Passaram cem anos, com cíclicas discussões pelo meio sobre os benefícios da mudança de hora, oficialmente o Daylight Saving Time (DST). E faz sentido hoje? "A União Europeia tem a ideia de que sim. O somatório de interesses é manter a hora de verão - a de inverno é a que está mais próxima da hora solar. Hoje essa competência deixou de ser dos países membros mas da UE como um todo", explica o astrofísico.
Nem sempre foi assim. Até à década de 1990, Portugal saía da hora de verão em setembro. Agora as mudanças são sempre nos últimos domingos de março e de outubro. "Com a UE todos sabem que a hora muda para todos ao mesmo tempo." Esta decisão comunitária de manter as horas de verão e de inverno tem uma base de equilíbrio. Rui Agostinho concorda e justifica: "Não há solução que agrade a toda a gente. Se não houver mudança, às 08.00 ainda podem estar estrelas no céu quando se está a sair para o trabalho ou para a escola. O que se ganha ao fim do dia perde-se de manhã."
Implicações na saúde
A maior bandeira dos opositores da mudança de hora é atualmente a luminosidade do final do dia, salvaguardando as componentes de saúde e bem-estar das pessoas, mas com olho na vertente turística. Nas ilhas Baleares espanholas, o Parlamento Regional aprovou mesmo por unanimidade uma moção a rejeitar a mudança para a hora de inverno. Tal não será concretizado. Espanha, como todos os 28 Estados membros da União Europeia, tem de respeitar uma diretiva europeia que fixou a mudança da hora no mesmo instante em todos os Estados.

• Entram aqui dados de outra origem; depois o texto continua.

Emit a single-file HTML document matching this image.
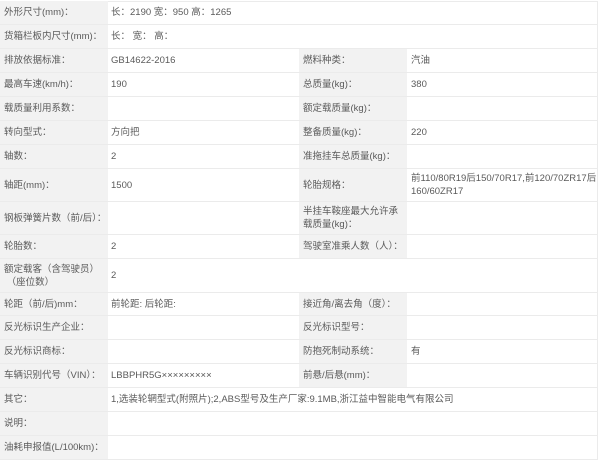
<!DOCTYPE html>
<html><head><meta charset="utf-8"><style>
*{margin:0;padding:0;box-sizing:border-box}
body{width:600px;height:461px;background:#fff;overflow:hidden;font-family:"Liberation Sans","Noto Sans CJK SC",sans-serif;font-size:9.5px;color:#5a5a5a;position:relative}
.r{position:absolute;left:0;width:598px;border-bottom:1px solid #ebebeb;border-right:1px solid #ebebeb}
.c{position:absolute;top:0;bottom:0;display:flex;align-items:center;line-height:13px}
.l1{left:0;width:108px;background:#f2f2f2;padding-left:4px}
.v1{left:108px;width:191px;padding-left:3px}
.l2{left:299px;width:108px;background:#f2f2f2;padding-left:4px}
.v2{left:407px;width:191px;padding-left:4px}
.vf{left:108px;width:490px;padding-left:3px}
</style></head><body>
<div class="r" style="top:0;height:2px;border-right:none"></div>
<div class="r" style="top:1px;height:24px"><div class="c l1">外形尺寸(mm)：</div><div class="c vf">长：2190 宽：950 高：1265</div></div>
<div class="r" style="top:25px;height:24px"><div class="c l1">货箱栏板内尺寸(mm)：</div><div class="c vf">长： 宽： 高：</div></div>
<div class="r" style="top:49px;height:24px"><div class="c l1">排放依据标准：</div><div class="c v1">GB14622-2016</div><div class="c l2">燃料种类：</div><div class="c v2">汽油</div></div>
<div class="r" style="top:73px;height:24px"><div class="c l1">最高车速(km/h)：</div><div class="c v1">190</div><div class="c l2">总质量(kg)：</div><div class="c v2">380</div></div>
<div class="r" style="top:97px;height:24px"><div class="c l1">载质量利用系数：</div><div class="c v1"></div><div class="c l2">额定载质量(kg)：</div><div class="c v2"></div></div>
<div class="r" style="top:121px;height:24px"><div class="c l1">转向型式：</div><div class="c v1">方向把</div><div class="c l2">整备质量(kg)：</div><div class="c v2">220</div></div>
<div class="r" style="top:145px;height:24px"><div class="c l1">轴数：</div><div class="c v1">2</div><div class="c l2">准拖挂车总质量(kg)：</div><div class="c v2"></div></div>
<div class="r" style="top:169px;height:33px"><div class="c l1">轴距(mm)：</div><div class="c v1">1500</div><div class="c l2">轮胎规格：</div><div class="c v2">前110/80R19后150/70R17,前120/70ZR17后160/60ZR17</div></div>
<div class="r" style="top:202px;height:33px"><div class="c l1">钢板弹簧片数（前/后）：</div><div class="c v1"></div><div class="c l2">半挂车鞍座最大允许承载质量(kg)：</div><div class="c v2"></div></div>
<div class="r" style="top:235px;height:24px"><div class="c l1">轮胎数：</div><div class="c v1">2</div><div class="c l2">驾驶室准乘人数（人）：</div><div class="c v2"></div></div>
<div class="r" style="top:259px;height:34px"><div class="c l1" style="padding-left:4px">额定载客（含驾驶员）<br>&nbsp;（座位数）</div><div class="c v1">2</div></div>
<div class="r" style="top:293px;height:23px"><div class="c l1">轮距（前/后)mm：</div><div class="c v1">前轮距: 后轮距:</div><div class="c l2">接近角/离去角（度）：</div><div class="c v2"></div></div>
<div class="r" style="top:316px;height:24px"><div class="c l1">反光标识生产企业：</div><div class="c v1"></div><div class="c l2">反光标识型号：</div><div class="c v2"></div></div>
<div class="r" style="top:340px;height:24px"><div class="c l1">反光标识商标：</div><div class="c v1"></div><div class="c l2">防抱死制动系统：</div><div class="c v2">有</div></div>
<div class="r" style="top:364px;height:24px"><div class="c l1">车辆识别代号（VIN）：</div><div class="c v1">LBBPHR5G×××××××××</div><div class="c l2">前悬/后悬(mm)：</div><div class="c v2"></div></div>
<div class="r" style="top:388px;height:24px"><div class="c l1">其它：</div><div class="c vf">1,选装轮辋型式(附照片);2,ABS型号及生产厂家:9.1MB,浙江益中智能电气有限公司</div></div>
<div class="r" style="top:412px;height:24px"><div class="c l1">说明：</div><div class="c vf"></div></div>
<div class="r" style="top:436px;height:24px"><div class="c l1">油耗申报值(L/100km)：</div><div class="c vf"></div></div>
</body></html>
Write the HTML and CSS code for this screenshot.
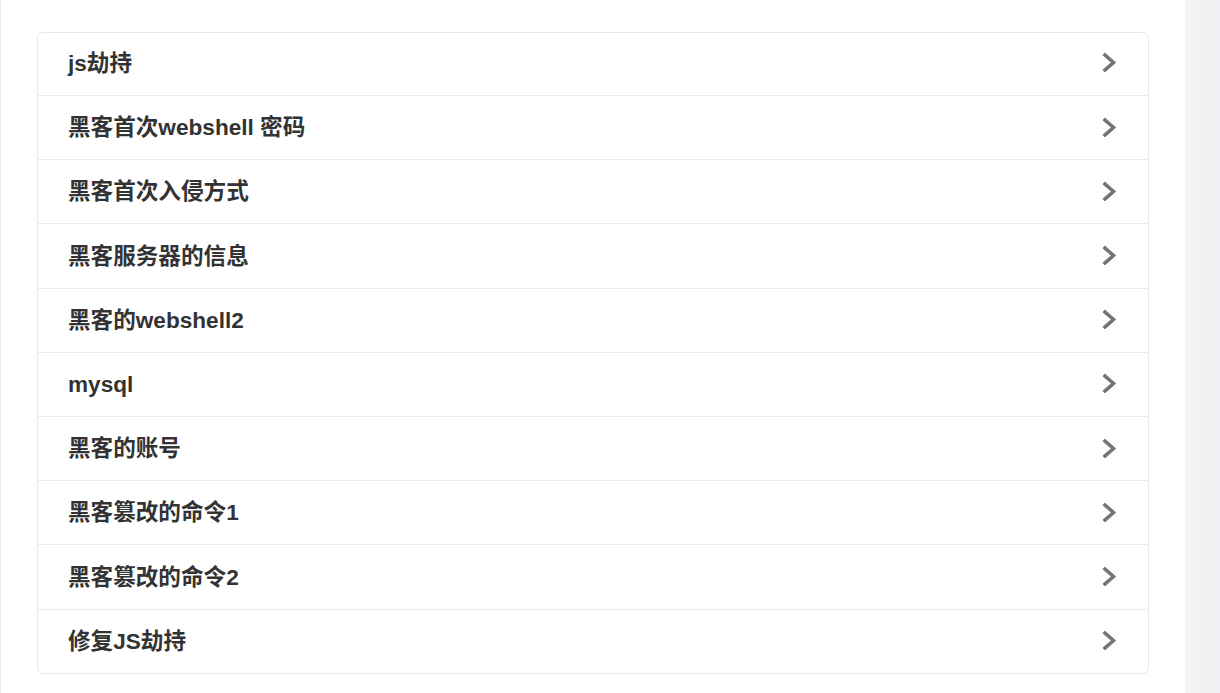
FILE: index.html
```html
<!DOCTYPE html>
<html lang="zh-CN">
<head>
<meta charset="utf-8">
<title>列表</title>
<link rel="stylesheet" href="styles.css">
</head>
<body>
<div class="page">
  <main class="main">
    <ul class="card">
      <li class="row"><span class="label">js劫持</span><svg class="chev" viewBox="0 0 18 20"><polyline points="4,3 12.5,10.5 4,18"/></svg></li>
      <li class="row"><span class="label">黑客首次webshell 密码</span><svg class="chev" viewBox="0 0 18 20"><polyline points="4,3 12.5,10.5 4,18"/></svg></li>
      <li class="row"><span class="label">黑客首次入侵方式</span><svg class="chev" viewBox="0 0 18 20"><polyline points="4,3 12.5,10.5 4,18"/></svg></li>
      <li class="row"><span class="label">黑客服务器的信息</span><svg class="chev" viewBox="0 0 18 20"><polyline points="4,3 12.5,10.5 4,18"/></svg></li>
      <li class="row"><span class="label">黑客的webshell2</span><svg class="chev" viewBox="0 0 18 20"><polyline points="4,3 12.5,10.5 4,18"/></svg></li>
      <li class="row"><span class="label">mysql</span><svg class="chev" viewBox="0 0 18 20"><polyline points="4,3 12.5,10.5 4,18"/></svg></li>
      <li class="row"><span class="label">黑客的账号</span><svg class="chev" viewBox="0 0 18 20"><polyline points="4,3 12.5,10.5 4,18"/></svg></li>
      <li class="row"><span class="label">黑客篡改的命令1</span><svg class="chev" viewBox="0 0 18 20"><polyline points="4,3 12.5,10.5 4,18"/></svg></li>
      <li class="row"><span class="label">黑客篡改的命令2</span><svg class="chev" viewBox="0 0 18 20"><polyline points="4,3 12.5,10.5 4,18"/></svg></li>
      <li class="row"><span class="label">修复JS劫持</span><svg class="chev" viewBox="0 0 18 20"><polyline points="4,3 12.5,10.5 4,18"/></svg></li>
    </ul>
  </main>
  <aside class="side"></aside>
</div>
</body>
</html>
```
FILE: styles.css
```css
html, body {
  margin: 0;
  padding: 0;
  height: 100%;
  background: #ffffff;
}
body {
  font-family: "Liberation Sans", "Noto Sans CJK SC", sans-serif;
  color: #333333;
  overflow: hidden;
}
.page {
  display: flex;
  height: 693px;
}
.main {
  flex: 0 0 1185px;
  box-sizing: border-box;
  border-left: 1px solid #ececec;
  padding: 32px 36px 0 36px;
}
.side {
  flex: 1;
  background: linear-gradient(to right, #f4f4f6, #eeeff2);
}
.card {
  list-style: none;
  margin: 0;
  padding: 0;
  border: 1px solid #e8e8e8;
  border-radius: 6px;
  background: #fff;
}
.row {
  display: flex;
  align-items: center;
  justify-content: space-between;
  box-sizing: border-box;
  height: 64.2px;
  padding: 2px 30px 0 30px;
  border-top: 1px solid #ebebeb;
}
.row:first-child {
  border-top: none;
  height: 62px;
  padding-top: 0;
}
.label {
  font-size: 22.6px;
  font-weight: 700;
  color: #333333;
  line-height: 1;
}
.chev {
  width: 18px;
  height: 20px;
  flex: 0 0 auto;
  margin-right: -1px;
  margin-bottom: 4px;
}
.chev polyline {
  fill: none;
  stroke: #757575;
  stroke-width: 3.6;
  stroke-linecap: square;
  stroke-linejoin: miter;
}
```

E há sempre implicações na saúde. Há interferência no sono. O presidente da Associação Portuguesa de Cronobiologia e Medicina do Sono, Miguel Meira Cruz, já criticou a mudança, garantindo que tem um impacto negativo na saúde e, apesar de menor do que o que acontece em março, qualquer direção do atraso é prejudicial. Avisa que os sintomas refletem-se em dores de cabeça e fala de possíveis alterações no ritmo cardíaco. Ao OAL têm chegado ao longo dos anos reclamações e propostas. "Todas as opiniões são válidas, mas é preciso saber qual o grau de aplicabilidade. A análise tem de ser sempre global a todos os fatores", diz, apontando que em relação ao sono "há pessoas mais sensíveis, nem todas reagem da mesma maneira. Em média cada pessoa precisa de um dia para se adaptar à mudança de uma hora. Se forem 12 horas precisamos de duas semanas. Não é matemático mas é ajustado."
Por isso, "sem ser uma razão médica muito forte", o domingo foi escolhido como o dia de acertar os ponteiros - "é um dia de descanso que permite, dentro do possível, uma adaptação à mudança". Atualmente está quase posto de lado o fator energético, importante no passado e decisivo para a adoção, por representar ganhos muito residuais.
Hoje, a referência é o UTC (tempo universal coordenado), a hora atómica que usa a referência do meridiano de Greenwich (linha imaginária que divide o mundo em Ocidente e Oriente) e tem cadência constante. A hora civil é designada por fatores políticos. Por isso, vamos acertar a hora, mas Portugal continuará com uma diferença de 36 a 37 minutos em relação à chamada hora solar.